Wayback Machine: Claire Messud at the Toy Store

[Claire Messud is a genius and this month’s The Woman Upstairs is probably the best book of the year: check the vintage Gawker reference! Also, I have decided that Girls’ Alison Williams is real-life Marina Thwaite. Today that sort of gilded girl would be on a TV show. And if you compare/contrast my piece with the New York piece, clearly Messud is awkward/not media savvy, per se - but it’s the writer’s choice how to present said quotes. For what I was writing, I thought she was hilarious, and charmingly self-conscious and aware of the inanity of our particular interview set-up.]

The acclaimed author sorts through Mad Libs and crayons at Henry Bear’s Place in Cambridge

By Elisabeth Donnelly

“It’s a little baffling,” said Claire Messud, talking with the cashier at the Cambridge toy store Henry Bear’s Place about the success of her fourth book, “The Emperor’s Children.” When the cashier said he had just received the book as a gift, Messud replied, “Oh, it makes a good doorstopper.”

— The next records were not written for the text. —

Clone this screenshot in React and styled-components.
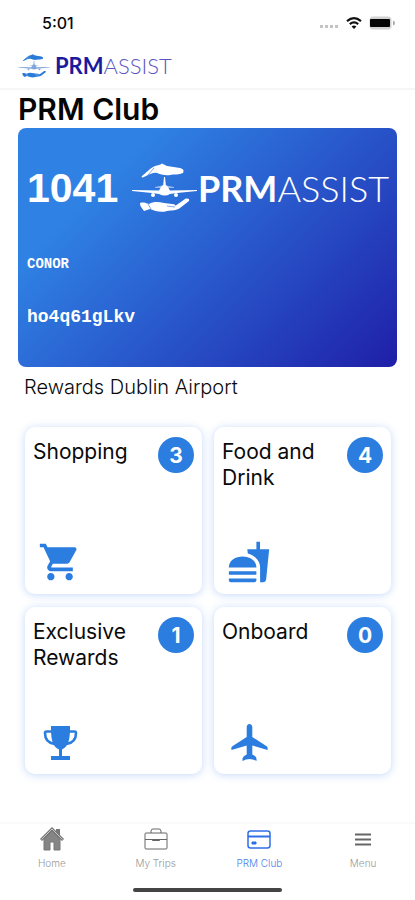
import React from 'react';
import styled, { createGlobalStyle } from 'styled-components';
import { MdShoppingCart, MdFastfood } from 'react-icons/md';

const BLUE = '#2b7de0';
const SANS = "Inter, 'Liberation Sans', sans-serif";

const GlobalStyle = createGlobalStyle`
  *, *::before, *::after { box-sizing: border-box; }
  body { margin: 0; background: #fff; color: #0a0a0a; font-family: ${SANS}; }
  button { font: inherit; color: inherit; }
`;

const Screen = styled.div`
  display: flex;
  flex-direction: column;
  min-height: 100vh;
`;

const StatusBar = styled.div`
  display: flex;
  align-items: center;
  justify-content: space-between;
  height: 46px;
  padding: 0 20px 0 42px;
`;

const Clock = styled.time`
  font-size: 16px;
  font-weight: 500;
`;

const StatusIcons = styled.div`
  display: flex;
  align-items: center;
  gap: 7px;
  svg { display: block; }
  svg:first-child { margin-top: 8px; }
`;

const Header = styled.header`
  display: flex;
  align-items: center;
  height: 44px;
  padding: 0 18px 2px;
  border-bottom: 2px solid #f6f6f7;
`;

const Brand = styled.div`
  display: flex;
  align-items: center;
  gap: ${(p) => (p.$large ? 0 : 5)}px;
  svg { display: block; flex: none; }
`;

const Wordmark = styled.span`
  font-family: Lato, 'Open Sans', sans-serif;
  font-size: ${(p) => (p.$large ? 36 : 22)}px;
  line-height: ${(p) => (p.$large ? 44 : 28)}px;
  font-weight: 300;
  color: ${(p) => (p.$large ? '#fff' : '#5a55c0')};
  strong { font-weight: 700; color: ${(p) => (p.$large ? '#fff' : '#1a1a9c')}; }
`;

const Main = styled.main`
  flex: 1;
  padding: 0 18px 24px;
`;

const Title = styled.h1`
  margin: 0;
  font-size: 30px;
  line-height: 38px;
  font-weight: 600;
  color: #050505;
`;

const MemberCard = styled.section`
  display: flex;
  flex-direction: column;
  height: 239px;
  padding: 35px 8px 0 9px;
  border-radius: 8px;
  background: linear-gradient(135deg, #2f82e4 0%, #2f82e4 22%, #2a5fd0 50%, #1f1fa8 100%);
  color: #fff;
`;

const CardTop = styled.div`
  display: flex;
  align-items: center;
  justify-content: space-between;
  height: 50px;
`;

const Points = styled.span`
  font-family: 'Liberation Sans', Arial, sans-serif;
  font-size: 41px;
  line-height: 50px;
  font-weight: 700;
`;

const CardText = styled.p`
  margin: ${(p) => (p.$code ? 32 : 42)}px 0 0;
  font-family: 'Courier New', 'Liberation Mono', monospace;
  font-weight: 700;
  font-size: ${(p) => (p.$code ? 18 : 14)}px;
  line-height: ${(p) => (p.$code ? 24 : 18)}px;
`;

const SectionTitle = styled.h2`
  margin: 6px 6px 0;
  font-size: 20px;
  line-height: 28px;
  font-weight: 300;
`;

const Grid = styled.div`
  display: grid;
  grid-template-columns: 1fr 1fr;
  gap: 13px 12px;
  margin: 26px 6px 0 7px;
`;

const Tile = styled.button`
  display: flex;
  flex-direction: column;
  justify-content: space-between;
  min-height: 167px;
  padding: 10px 8px;
  border: 0;
  border-radius: 10px;
  background: #fff;
  box-shadow: 0 1px 8px rgba(60, 130, 235, 0.3);
  text-align: left;
`;

const TileHead = styled.span`
  display: flex;
  align-items: flex-start;
  justify-content: space-between;
  width: 100%;
`;

const TileName = styled.span`
  flex: 1;
  padding-top: 2px;
  font-size: 21px;
  line-height: 26px;
  font-weight: 400;
`;

const Count = styled.span`
  display: grid;
  place-items: center;
  flex: none;
  width: 36px;
  height: 36px;
  border-radius: 50%;
  background: ${BLUE};
  color: #fff;
  font-size: 21px;
  font-weight: 700;
`;

const TileIcon = styled.span`
  display: flex;
  padding: 0 5px;
  color: ${BLUE};
  svg { display: block; width: 44px; height: 44px; }
`;

const TabBar = styled.nav`
  display: grid;
  grid-template-columns: repeat(4, 1fr);
  height: 66px;
  border-top: 2px solid #fafafa;
`;

const Tab = styled.a`
  display: flex;
  flex-direction: column;
  align-items: center;
  gap: 4px;
  padding-top: 2px;
  color: ${(p) => (p.$active ? '#4a80ee' : '#999')};
  font-size: 10px;
  line-height: 14px;
  font-weight: 300;
  text-decoration: none;
  svg { display: block; width: 26px; height: 26px; color: ${(p) => (p.$active ? '#2f6fe8' : '#666')}; }
`;

const HomeIndicator = styled.div`
  width: 36%;
  height: 4px;
  margin: 0 auto 8px;
  border-radius: 2px;
  background: #444;
`;

function BrandMark({ width, height, plane, hands }) {
  return (
    <svg width={width} height={height} viewBox="0 0 67 50" aria-hidden="true">
      <g fill={hands}>
        <path d="M11 13 C15 10 19 5 24 3 C27 2 29 2 31 0.500 L36 3 L49 5 C53 6 53 8 52 10 C48 12 43 11 39 12 C34 13 29 11 26 10 C21 9 18 12 13 14 C11 15 10 14 11 13Z" />
        <path d="M9 40 C13 39 14 40 18 41 C23 38 28 39 33 40 L41 41 C44 41 45 42 44 43 L47 41 L54 36 C57 35 59 36 58 38 L49 45 C45 48 41 47 36 48 C30 50 24 48 19 46 L13 48 C12 46 9 44 9 40Z" />
      </g>
      <path d="M23 5 L17 12 M17 41 L20 46 M36 43 L44 44" fill="none" stroke={plane === '#fff' ? '#2d6fd9' : '#fff'} strokeWidth="0.6" />
      <g fill={plane}>
        <path d="M33 14 L34 14 L34.800 22 Q38 24 39 27.500 L66 27 L66 28 L46 30 L39 31 Q34 34 28 31 L21 30 L1 28 L1 27 L28 27.500 Q29 24 32.200 22Z" />
        <circle cx="22" cy="32" r="2" />
        <circle cx="45" cy="32" r="2" />
        <path d="M24 24 L33 22 L43 24 L43 25 L24 25Z" opacity="0.500" />
      </g>
    </svg>
  );
}

function Trophy() {
  return (
    <svg viewBox="0 0 44 44" fill="none" aria-hidden="true">
      <path d="M13 6h19v3c0 11-2 18-8 20.500V36H32v4H13v-4h8v-6.500C15 27 13 20 13 9z" fill="currentColor" />
      <path d="M14 11.500H8.500Q7 11.500 7 13c0 6 3 10 9.500 11M31 11.500h5.500Q38 11.500 38 13c0 6-3 10-9.500 11" stroke="currentColor" strokeWidth="2.600" />
    </svg>
  );
}

function Plane() {
  return (
    <svg viewBox="0 0 44 44" fill="currentColor" aria-hidden="true">
      <path d="M22.500 4C24.300 4 25.300 5.300 25.300 7.200V17L40 26.500Q41 27.500 40.500 30L25.300 25.500V34.500Q29 36 29.500 38.500V41Q26 39 22.500 39T15.500 41V38.500Q16 36 19.700 34.500V25.500L4.500 30Q4 27.500 5 26.500L19.700 17V7.200C19.700 5.300 20.700 4 22.500 4Z" />
    </svg>
  );
}

function HomeIcon() {
  return (
    <svg viewBox="0 0 26 26" fill="none" aria-hidden="true">
      <path d="M17 3h4v7l-4-3z" fill="#777" />
      <path d="M5 13l8-8 8 8v11h-6v-8h-4v8H5z" fill="#858585" stroke="#777" />
      <path d="M2 14L13 3l11 11" stroke="#777" strokeWidth="3" />
      <path d="M2.500 13.500L13 3l10.500 10.500" stroke="#ddd" strokeWidth="0.800" />
    </svg>
  );
}

function CaseIcon() {
  return (
    <svg viewBox="0 0 26 26" fill="none" stroke="currentColor" aria-hidden="true">
      <rect x="2" y="7" width="22" height="16" rx="1" />
      <path d="M8 7V5q0-2 2-2h6q2 0 2 2v2M2 13.500h8M16 13.500h8" />
      <path d="M9.500 13.500h7v1h-7z" fill="currentColor" />
    </svg>
  );
}

function CardIcon() {
  return (
    <svg viewBox="0 0 26 26" fill="none" stroke="currentColor" aria-hidden="true">
      <rect x="2" y="5" width="22" height="17" rx="2.500" strokeWidth="1.500" />
      <path d="M2 10.500h22" strokeWidth="2" />
      <path d="M6 16h4v2H6z" fill="currentColor" />
    </svg>
  );
}

function MenuIcon() {
  return (
    <svg viewBox="0 0 26 26" stroke="currentColor" strokeWidth="1.800" aria-hidden="true">
      <path d="M5 8.500h16M5 13.500h16M5 18.500h16" />
    </svg>
  );
}

function StatusGlyphs() {
  return (
    <StatusIcons>
      <svg width="19" height="4" viewBox="0 0 19 4" fill="#c4c4c4" aria-hidden="true">
        <rect width="3" height="3" /><rect x="5" width="3" height="3" />
        <rect x="10" width="3" height="3" /><rect x="15" width="3" height="3" />
      </svg>
      <svg width="16" height="12" viewBox="0 0 16 12" fill="none" stroke="#111" strokeWidth="2.200" aria-hidden="true">
        <path d="M1 4.200Q8-1.800 15 4.200M3.800 7.200Q8 3.600 12.200 7.200" />
        <path d="M8 12L5.600 9.500Q8 7.600 10.400 9.500Z" fill="#111" stroke="none" />
      </svg>
      <svg width="26" height="14" viewBox="0 0 26 14" aria-hidden="true">
        <rect x="0.500" y="0.500" width="22" height="13" rx="3.500" fill="#d2d2d2" />
        <rect x="1" y="3" width="20" height="8" rx="1" fill="#050505" />
        <path d="M24 4.500q2 0.500 2 2.500t-2 2.500z" fill="#aaa" />
      </svg>
    </StatusIcons>
  );
}

const REWARDS = [
  { name: 'Shopping', count: 3, icon: <MdShoppingCart /> },
  { name: 'Food and Drink', count: 4, icon: <MdFastfood /> },
  { name: 'Exclusive Rewards', count: 1, icon: <Trophy /> },
  { name: 'Onboard', count: 0, icon: <Plane /> },
];

const TABS = [
  { label: 'Home', icon: <HomeIcon /> },
  { label: 'My Trips', icon: <CaseIcon /> },
  { label: 'PRM Club', icon: <CardIcon />, active: true },
  { label: 'Menu', icon: <MenuIcon /> },
];

export default function App() {
  return (
    <Screen>
      <GlobalStyle />
      <StatusBar>
        <Clock>5:01</Clock>
        <StatusGlyphs />
      </StatusBar>
      <Header>
        <Brand>
          <BrandMark width={32} height={32} plane="#7fa6dc" hands="#2a7bd8" />
          <Wordmark><strong>PRM</strong>ASSIST</Wordmark>
        </Brand>
      </Header>
      <Main>
        <Title>PRM Club</Title>
        <MemberCard>
          <CardTop>
            <Points>1041</Points>
            <Brand $large>
              <BrandMark width={67} height={50} plane="#fff" hands="#fff" />
              <Wordmark $large><strong>PRM</strong>ASSIST</Wordmark>
            </Brand>
          </CardTop>
          <CardText>CONOR</CardText>
          <CardText $code>ho4q61gLkv</CardText>
        </MemberCard>
        <SectionTitle>Rewards Dublin Airport</SectionTitle>
        <Grid>
          {REWARDS.map((r) => (
            <Tile key={r.name} type="button">
              <TileHead>
                <TileName>{r.name}</TileName>
                <Count>{r.count}</Count>
              </TileHead>
              <TileIcon>{r.icon}</TileIcon>
            </Tile>
          ))}
        </Grid>
      </Main>
      <TabBar>
        {TABS.map((t) => (
          <Tab key={t.label} href="#" $active={t.active} aria-current={t.active ? 'page' : undefined}>
            {t.icon}
            {t.label}
          </Tab>
        ))}
      </TabBar>
      <HomeIndicator />
    </Screen>
  );
}
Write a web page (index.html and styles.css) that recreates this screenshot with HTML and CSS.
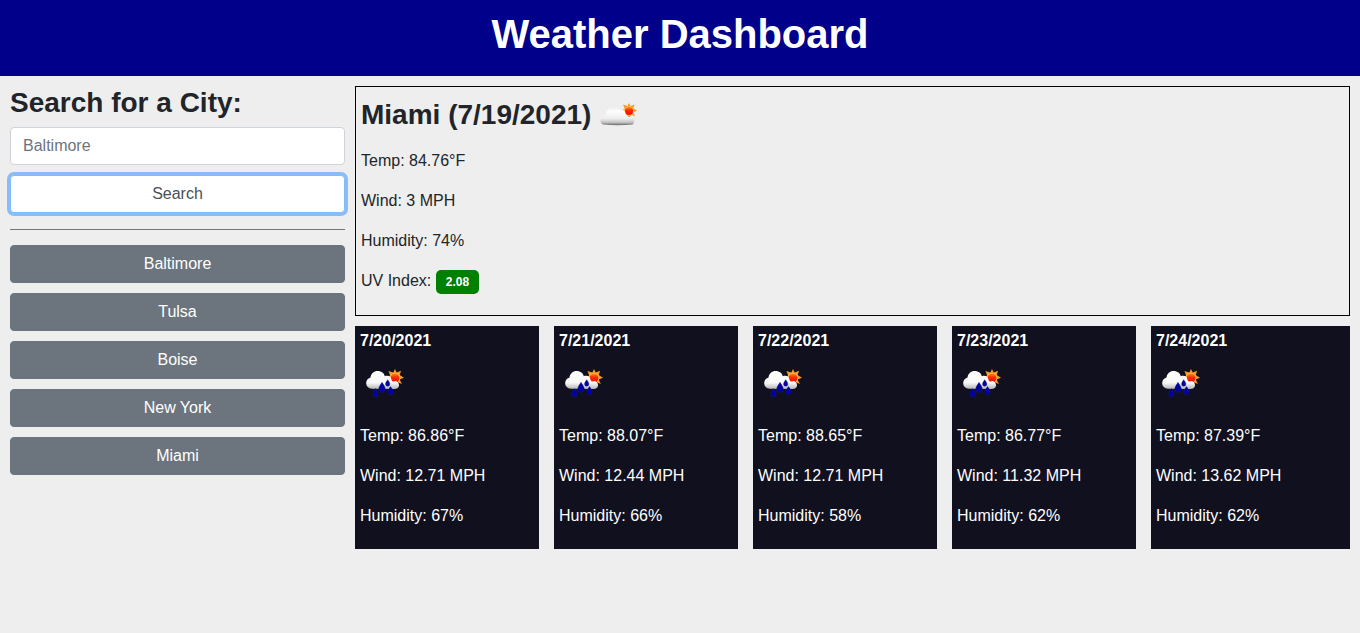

“The Emperor’s Children,” which is being released in paperback next week, is much more than a doorstopper, though. It received ecstatic reviews and ended up on the major best books of the year lists in 2006, even inspiring the normally snarky media gossip website Gawker to sincerely ruminate on who could play Messud’s characters – Jeff Daniels as patriarch Murray Thwaite – for example in a possible film. A friend forwarded the Gawker piece to Messud, and “it made me laugh,” she says. She revealed that she didn’t really know some of the younger actors cited in the piece, such as Jonathan Rhys-Meyers, bandied about as the serpentine Ludovic Seeley. Messud wasn’t sanguine about the possibility of a film on the horizon, although she noted that Ron Howard’s production company had optioned the book.

On a dank and unseasonably cold Wednesday, the chic Messud, clad in an olive marching-band-style jacket with big gold buttons, had a long to-do list. One of her primary tasks was putting together a travel pack for her two young children. That Friday, she and her husband, Harvard professor and literary critic James Wood, were taking the kids to visit family in Scotland. Messud lives in Union Square, and as it turns out, she and I are neighbors. “We could’ve stayed in Somerville, gone to Sherman’s Café, and you could’ve watched me do laundry,” she quipped.

She had other pressing matters, such as a book review for The New York Times that was due, but Messud was looking for gizmos, gadgets, and books to entertain her children on the lengthy plane ride. However, in “a hideous confession,” she admitted that her children would probably be happier with a portable DVD player. Starting over by the books, between the Harry Potter cardboard cutouts and “An Inconvenient Truth” for younger readers, Messud perused the display of Mad Libs on the table. “I hate Dora. I can’t get Dora,” she muttered, kneeling and flipping through the books before deciding on a Pirate Mad Libs.

After asking whether magnetic truck cutouts would amuse a small child more than once, (the consensus was no) she checked out the Shrinky Dinks and the dinosaur eggs that “hatch” in water. As she browsed, Messud talked about the fact that she has always been a fiction writer; she worked as a journalist for a while, but it wasn’t her forte. She spent a year in Syracuse’s MFA program but ended up dropping out and moving to England, where Wood was living. As she searched unsuccessfully for the crayons among the shiny gadgets, Messud gently chided herself: “I’m being a eejit! A ninny!”

It has been a hectic year of promotion for “The Emperor’s Children,” and Messud is close to the end of book readings and signings. (She’s on the market as a professor in the fall.) The success of the book has been gratifying, but Messud noted that “the one thing it hasn’t been good for is writing another book.” And crafting her beautifully composed Henry James-ian sentences takes time – four years per book on average.

The “satire” tag has been applied to “The Emporer’s Children,” but for Messud the label is limited – “It doesn’t involve compassion,” she says. A first draft of the book played more satirically, but she took a different tack after Sept. 11. Compassion is important to Messud, right down to the characters she writes about. Even though they move in a world of privilege, she said, “I have compassion for them.”

Before long, Messud had a pile of books and crayons to amuse her children on the plane. Going to the cashier, she whipped out her frequent-buyer card and joked that this travel pack was integral to having “more resilient children.” Messud has been traveling frequently this year, and under Wood’s watch, the kids have been eating candy for dinner and own 12 new toys, she said. It’s a funny story. Messud is a sly wit, and it’s striking how she’s just as funny as you would expect from the droll humor in her writing. After gracefully acknowledging the compliment, she noted, rhetorically, in a line that could fit into her book, “Don’t you find in life people are a lot more unfunny than you wish?"